### DIRECTIONS FOR THIS TASK
Type out the data exactly as given. Skip any image.

* * * *

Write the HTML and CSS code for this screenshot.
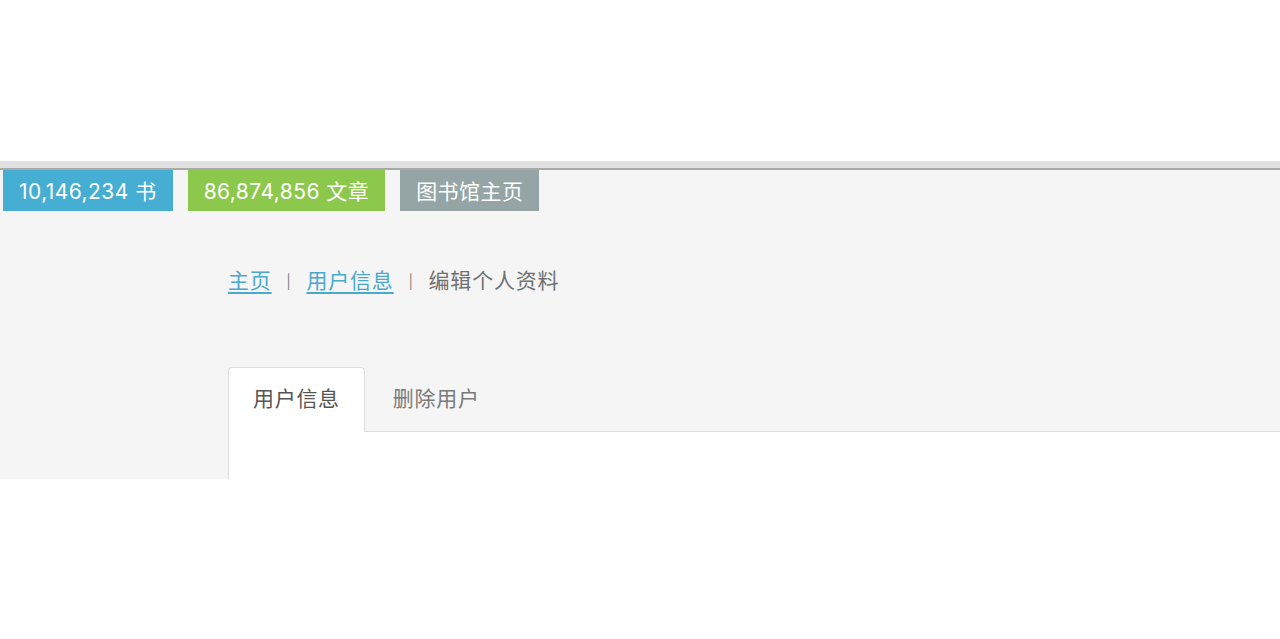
FILE: index.html
```html
<!DOCTYPE html>
<html lang="zh-CN">
<head>
<meta charset="utf-8">
<title>编辑个人资料</title>
<link rel="stylesheet" href="styles.css">
</head>
<body>
<div class="top"></div>
<div class="strip"></div>
<div class="main">
  <div class="stats">
    <span class="badge badge-blue">10,146,234 书</span>
    <span class="badge badge-green">86,874,856 文章</span>
    <span class="badge badge-gray">图书馆主页</span>
  </div>
  <div class="content">
    <nav class="crumbs">
      <a class="crumb-link" href="#">主页</a>
      <span class="sep">|</span>
      <a class="crumb-link" href="#">用户信息</a>
      <span class="sep">|</span>
      <span class="crumb-current">编辑个人资料</span>
    </nav>
    <div class="tabs">
      <span class="tab tab-active">用户信息</span>
      <span class="tab">删除用户</span>
    </div>
    <div class="panel"></div>
  </div>
</div>
</body>
</html>
```
FILE: styles.css
```css
html, body {
  margin: 0;
  padding: 0;
  background: #ffffff;
}
body {
  font-family: Inter, "Noto Sans CJK SC", sans-serif;
}
.top {
  height: 161px;
  background: #ffffff;
}
.strip {
  height: 7px;
  background: #e1e1e1;
  border-bottom: 2px solid #a9a9a9;
}
.main {
  height: 309px;
  overflow: hidden;
  background: #f5f5f5;
  display: flex;
  flex-direction: column;
}
.stats {
  display: flex;
  gap: 15px;
  padding-left: 3px;
}
.badge {
  height: 41px;
  display: flex;
  align-items: center;
  padding: 0 16px 2px;
  color: #ffffff;
  font-size: 21px;
  letter-spacing: 0.45px;
  font-family: Inter, "Noto Sans CJK SC", sans-serif;
  box-sizing: border-box;
}
.badge-blue { background: #46aed3; }
.badge-green { background: #8cc84c; }
.badge-gray { background: #95a5a6; }
.content {
  padding-left: 228px;
  display: flex;
  flex-direction: column;
  flex: 1;
}
.crumbs {
  margin-top: 53px;
  height: 30px;
  display: flex;
  align-items: center;
  font-size: 21px;
  letter-spacing: 0.8px;
  font-family: "Noto Sans CJK SC", sans-serif;
}
.crumb-link {
  color: #4aa9cb;
  text-decoration: underline;
  text-underline-offset: 4px;
}
.sep {
  color: #7c7c7c;
  font-size: 15px;
  padding: 0 15px;
}
.crumb-current {
  color: #707070;
}
.tabs {
  margin-top: 73px;
  display: flex;
  border-bottom: 1px solid #dddddd;
  height: 64px;
  font-family: "Noto Sans CJK SC", sans-serif;
  font-size: 21px;
  letter-spacing: 0.7px;
}
.tab {
  display: flex;
  align-items: center;
  padding: 0 25px 6px 27px;
  color: #7a7a7a;
  border: 1px solid transparent;
  border-bottom: none;
}
.tab-active {
  padding: 0 24px 6px;
  color: #555555;
  background: #ffffff;
  border-color: #dddddd;
  border-radius: 4px 4px 0 0;
  margin-bottom: -1px;
}
.panel {
  flex: 1;
  background: #ffffff;
  border-left: 1px solid #dddddd;
}
```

* * * *

### FINAL ANSWER
Write the HTML and CSS code for this screenshot.
FILE: index.html
```html
<!DOCTYPE html>
<html lang="zh-CN">
<head>
<meta charset="utf-8">
<title>编辑个人资料</title>
<link rel="stylesheet" href="styles.css">
</head>
<body>
<div class="top"></div>
<div class="strip"></div>
<div class="main">
  <div class="stats">
    <span class="badge badge-blue">10,146,234 书</span>
    <span class="badge badge-green">86,874,856 文章</span>
    <span class="badge badge-gray">图书馆主页</span>
  </div>
  <div class="content">
    <nav class="crumbs">
      <a class="crumb-link" href="#">主页</a>
      <span class="sep">|</span>
      <a class="crumb-link" href="#">用户信息</a>
      <span class="sep">|</span>
      <span class="crumb-current">编辑个人资料</span>
    </nav>
    <div class="tabs">
      <span class="tab tab-active">用户信息</span>
      <span class="tab">删除用户</span>
    </div>
    <div class="panel"></div>
  </div>
</div>
</body>
</html>
```
FILE: styles.css
```css
html, body {
  margin: 0;
  padding: 0;
  background: #ffffff;
}
body {
  font-family: Inter, "Noto Sans CJK SC", sans-serif;
}
.top {
  height: 161px;
  background: #ffffff;
}
.strip {
  height: 7px;
  background: #e1e1e1;
  border-bottom: 2px solid #a9a9a9;
}
.main {
  height: 309px;
  overflow: hidden;
  background: #f5f5f5;
  display: flex;
  flex-direction: column;
}
.stats {
  display: flex;
  gap: 15px;
  padding-left: 3px;
}
.badge {
  height: 41px;
  display: flex;
  align-items: center;
  padding: 0 16px 2px;
  color: #ffffff;
  font-size: 21px;
  letter-spacing: 0.45px;
  font-family: Inter, "Noto Sans CJK SC", sans-serif;
  box-sizing: border-box;
}
.badge-blue { background: #46aed3; }
.badge-green { background: #8cc84c; }
.badge-gray { background: #95a5a6; }
.content {
  padding-left: 228px;
  display: flex;
  flex-direction: column;
  flex: 1;
}
.crumbs {
  margin-top: 53px;
  height: 30px;
  display: flex;
  align-items: center;
  font-size: 21px;
  letter-spacing: 0.8px;
  font-family: "Noto Sans CJK SC", sans-serif;
}
.crumb-link {
  color: #4aa9cb;
  text-decoration: underline;
  text-underline-offset: 4px;
}
.sep {
  color: #7c7c7c;
  font-size: 15px;
  padding: 0 15px;
}
.crumb-current {
  color: #707070;
}
.tabs {
  margin-top: 73px;
  display: flex;
  border-bottom: 1px solid #dddddd;
  height: 64px;
  font-family: "Noto Sans CJK SC", sans-serif;
  font-size: 21px;
  letter-spacing: 0.7px;
}
.tab {
  display: flex;
  align-items: center;
  padding: 0 25px 6px 27px;
  color: #7a7a7a;
  border: 1px solid transparent;
  border-bottom: none;
}
.tab-active {
  padding: 0 24px 6px;
  color: #555555;
  background: #ffffff;
  border-color: #dddddd;
  border-radius: 4px 4px 0 0;
  margin-bottom: -1px;
}
.panel {
  flex: 1;
  background: #ffffff;
  border-left: 1px solid #dddddd;
}
```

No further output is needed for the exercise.